大田原地域事務所は、少子化に伴い募集状況も厳しく、入隊者が減少傾向にあるため、所長以下全員で栃木地本本部、募集相談員、家族会、防衛協会等の支援を受け次の五つの作戦を決行した。
【作戦(1)】大田原管内主要駅においてのPR活動(人に、話しかける)【作戦(2)】主要道路における1/2トントラックによる巡回広報(人に、見せる)【作戦(3)】卒業生を伴った学校訪問(人に、自衛官に触れてもらう)【作戦(4)】地域ポスティング及び回覧板広報3万枚(人に、知ってもらう)【作戦(5)】事務所前にパジェロ展示及び旗振り(地域事務所の存在アピール)
期間中は総力戦で挑んだ。駅での市街地広報では、駅ロータリーをパジェロが巡回。臨時勤務中の菊地士長(東部方面特科連隊第2大隊所属の女性自衛官)及び募集相談員及び家族会が応援に駆けつけてくれ、積極的に学生に声を掛け、自衛隊のPRをしてくれた
大田原地域事務所は今後も地域の協力者と連携し、「知ってもらう」広報で募集環境のさらなる強化を図っていく。
企業社員招く
<三重>
三重地方協力本部(本部長・水野克輝1陸佐)は6月17日、第49普通科連隊があいば野演習場で実施した、令和6年度第1次連隊野営訓練に即応予備自衛官雇用企業を招へいした。
三重地本からは即応予備自衛官2名が午前と午後に分かれ訓練に参加。即応予備自衛官を雇用する企業からは、各社社員2名ずつが参加した。
あいば野演習場内では重い鉄帽および耳栓を装着し、第49普通科連隊第科長より訓練内容及び81ミリ迫撃砲の概要等の説明を受けた。迫撃砲が発射されると、迫力の音と衝撃に参加者は驚きの表情を見せた。
また、同僚である隊員の動きが確認できた際は喜びの表情を見せ、「職場でもテキパキと機敏な動きで業務に打ち込む姿が印象的だったが、即応予備自衛官として培った動きだったと感じることができた。普段は見ることのできない姿でカッコ良かったです。貴重な訓練を間近で見れてうれしく思います。職場の同僚や上司にも訓練の様子を伝えたい」と語った。
引き続き、この様な機会を活用し予備自衛官等制度に対す更なる理解促進及び即応予備自衛官が訓練招集等に安んじて出頭できる環境づくりに寄与していきたい。
給養員の魅力を
<大田>
東京地方協力本部大田出張所(所長・田中1海尉)は5月15日、東京都大田区に所在する東京誠心調理師専門学校において開催された学内合同企業説明会に参加した。

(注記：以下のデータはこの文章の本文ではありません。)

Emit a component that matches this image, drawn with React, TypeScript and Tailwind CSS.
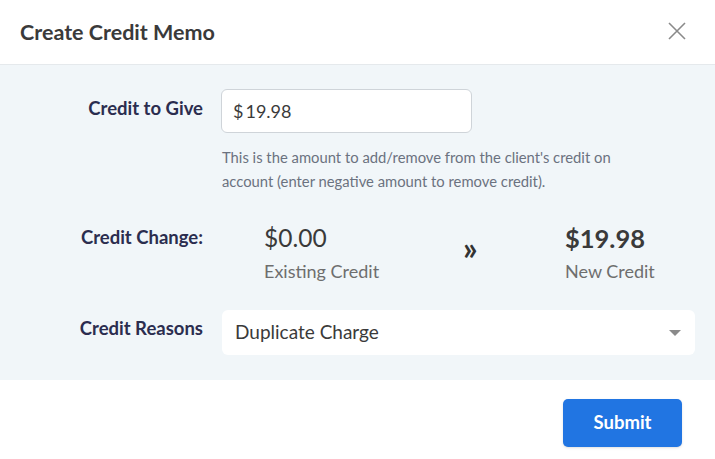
export default function App() {
  return (
    <div className="h-[459px] w-[715px] bg-white font-['Lato',sans-serif] text-[#333]">
      <div className="flex h-[65px] items-center justify-between border-b border-[#e5e9ec] pl-5 pr-[29px]">
        <h2 className="text-[21.5px] font-bold text-[#3a3a3a]">Create Credit Memo</h2>
        <svg width="18" height="18" viewBox="0 0 18 18" className="mt-[-2px]">
          <path d="M1 1l16 16M17 1L1 17" stroke="#8a8a8a" strokeWidth="1.6" />
        </svg>
      </div>

      <div className="flex h-[315px] flex-col bg-[#f1f6f9] pt-6 pr-5">
        <div className="flex">
          <label className="w-[203px] pt-[5px] text-right text-[18.5px] font-bold leading-[28px] text-[#2b2d4f]">Credit to Give</label>
          <div className="ml-[18px]">
            <div className="flex h-[44px] w-[251px] items-center rounded-md border border-[#cfd4d9] bg-white px-[11px] text-[18px] text-[#3a3a3a]">
              <span className="mr-[2px]">$</span>19.98
            </div>
            <p className="mt-[12px] w-[405px] pl-px text-[14.8px] leading-[24px] text-[#6b7280]">
              This is the amount to add/remove from the client's credit on account (enter negative amount to remove credit).
            </p>
          </div>
        </div>

        <div className="mt-[30px] flex">
          <label className="w-[203px] text-right text-[18.5px] font-bold leading-[28px] text-[#2b2d4f]">Credit Change:</label>
          <div className="ml-[61px] flex">
            <div className="w-[199px]">
              <div className="text-[24.5px] leading-[30px] text-[#3a3a3a]">$0.00</div>
              <div className="mt-[6px] text-[18px] leading-[24px] text-[#6e6e6e]">Existing Credit</div>
            </div>
            <div className="w-[102px] pt-[9px] text-[32px] font-bold leading-none text-[#333]">»</div>
            <div>
              <div className="text-[25.5px] font-bold leading-[30px] text-[#3a3a3a]">$19.98</div>
              <div className="mt-[6px] text-[18px] leading-[24px] text-[#6e6e6e]">New Credit</div>
            </div>
          </div>
        </div>

        <div className="mt-[27px] flex">
          <label className="w-[203px] pt-[4px] text-right text-[18.5px] font-bold leading-[28px] text-[#2b2d4f]">Credit Reasons</label>
          <div className="ml-[19px] flex h-[45px] flex-1 items-center justify-between rounded-md bg-white pl-[13px] pr-[14px] text-[19px] text-[#3a3a3a]">
            <span>Duplicate Charge</span>
            <svg width="12" height="6" viewBox="0 0 12 6">
              <path d="M0 0h12L6 6z" fill="#8a8a8a" />
            </svg>
          </div>
        </div>
      </div>

      <div className="flex justify-end pt-[19px] pr-[33px]">
        <button className="h-[48px] w-[119px] rounded-[5px] bg-[#2175e2] text-[18.5px] font-bold text-white shadow-sm">Submit</button>
      </div>
    </div>
  );
}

同校は「健康で安全な食を目指し適応する」ことをコンセプトに調理師を養成している専門学校で、本説明会には飲食業界企業38社が参加する中、公務員は自衛隊のみの参加であった。
大田出張所所属の広報官は、説明会会場において自衛官候補生の募集説明に重点を置きつつ、海上自衛隊給養員を中心とした業務内容及びやりがい等、自衛隊の魅力を伝えた。
説明会に参加した学生から「自衛隊に対するイメージが変わった」、「自衛隊を職業の選択肢の一つとして考えたい」等の感想を聞くことができ、自衛隊に対する理解の促進及び受験意欲の向上を図ることができた。
大田出張所は今後も学校や募集対象者に対しニーズに即した募集広報活動を実施するとともに、地域に密着した広報活動を行い自衛隊への理解と信頼を深めていく。